In a surprising turn of events, Apple has officially pulled the plug on its ambitious plan to introduce a hardware subscription service for iPhones, a project that promised to revolutionize how consumers acquire the latest devices. Initially set to launch in late 2022, the project faced numerous setbacks, including technical glitches and stringent regulatory scrutiny, leading to its indefinite suspension.
The concept was simple yet groundbreaking: allow customers to subscribe to iPhones as they would to software, enabling them to receive new models annually by paying a monthly fee directly linked to their Apple accounts. This service was not only anticipated to streamline the upgrade process but also to integrate seamlessly with Apple's ecosystem of services.
However, Bloomberg's Mark Gurman reveals that the tech giant has disbanded the team responsible for developing the subscription model and reassigned its members to other company projects. This decision underscores a significant shift in strategy and marks a retreat from what could have been a landmark shift in consumer electronics transactions.
According to insiders familiar with the matter, the subscription service faced multiple delays from its inception in 2022 due to persistent software issues and concerns over regulatory compliance. These complications stemmed partly from recent regulations enforced by the Consumer Financial Protection Bureau, which now requires buy-now-pay-later schemes to adhere to traditional credit card standards—a move that likely heightened the compliance burden for the proposed service.
Moreover, the potential impact on Apple's relationships with wireless carriers, who depend heavily on device installment plans to maintain customer loyalty, added another layer of complexity. The carriers' reliance on these plans could have been threatened by Apple's venture into subscription-based sales, prompting a possible reevaluation of their partnerships with the tech giant.
This development is a continuation of Apple's cautious pullback from financial services, following the discontinuation of its "Apple Pay Later" program earlier this year. Gurman notes that Apple is now guiding its customers towards alternative third-party financing options, indicating a strategic pivot away from managing payment services in-house.
The project, once overseen by Jennifer Bailey, Apple Pay's chief, under the supervision of services head Eddy Cue, now stands as a testament to the challenges tech companies face when diversifying into financial services. While the door remains open for Apple to explore similar initiatives through collaborations with financial entities, there are currently no plans to develop an in-house solution.
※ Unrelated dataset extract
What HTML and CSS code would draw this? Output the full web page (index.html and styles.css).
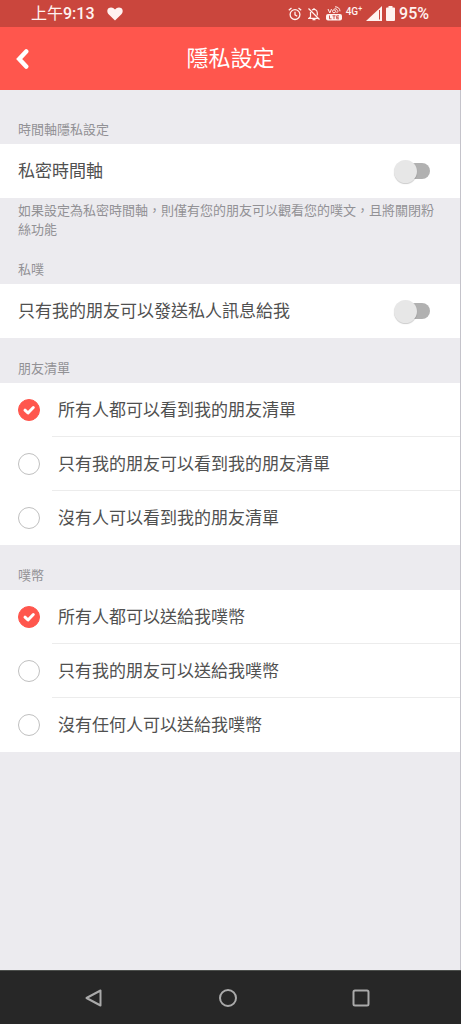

For consumers, the cancellation of the iPhone subscription service means continuing to rely on existing purchasing methods, including the traditional carrier payment plans and Apple's iPhone Upgrade Program. For investors, this move may signal a more cautious approach from Apple in its expansion into new service domains, especially those intersecting with financial regulations.
Apple's decision to step back from the subscription model highlights the intricate balance tech companies must navigate between innovation, regulatory compliance, and market dynamics. As the landscape of consumer technology and financial services continues to evolve, Apple's strategies will likely continue to adapt, albeit with a renewed emphasis on caution and collaboration.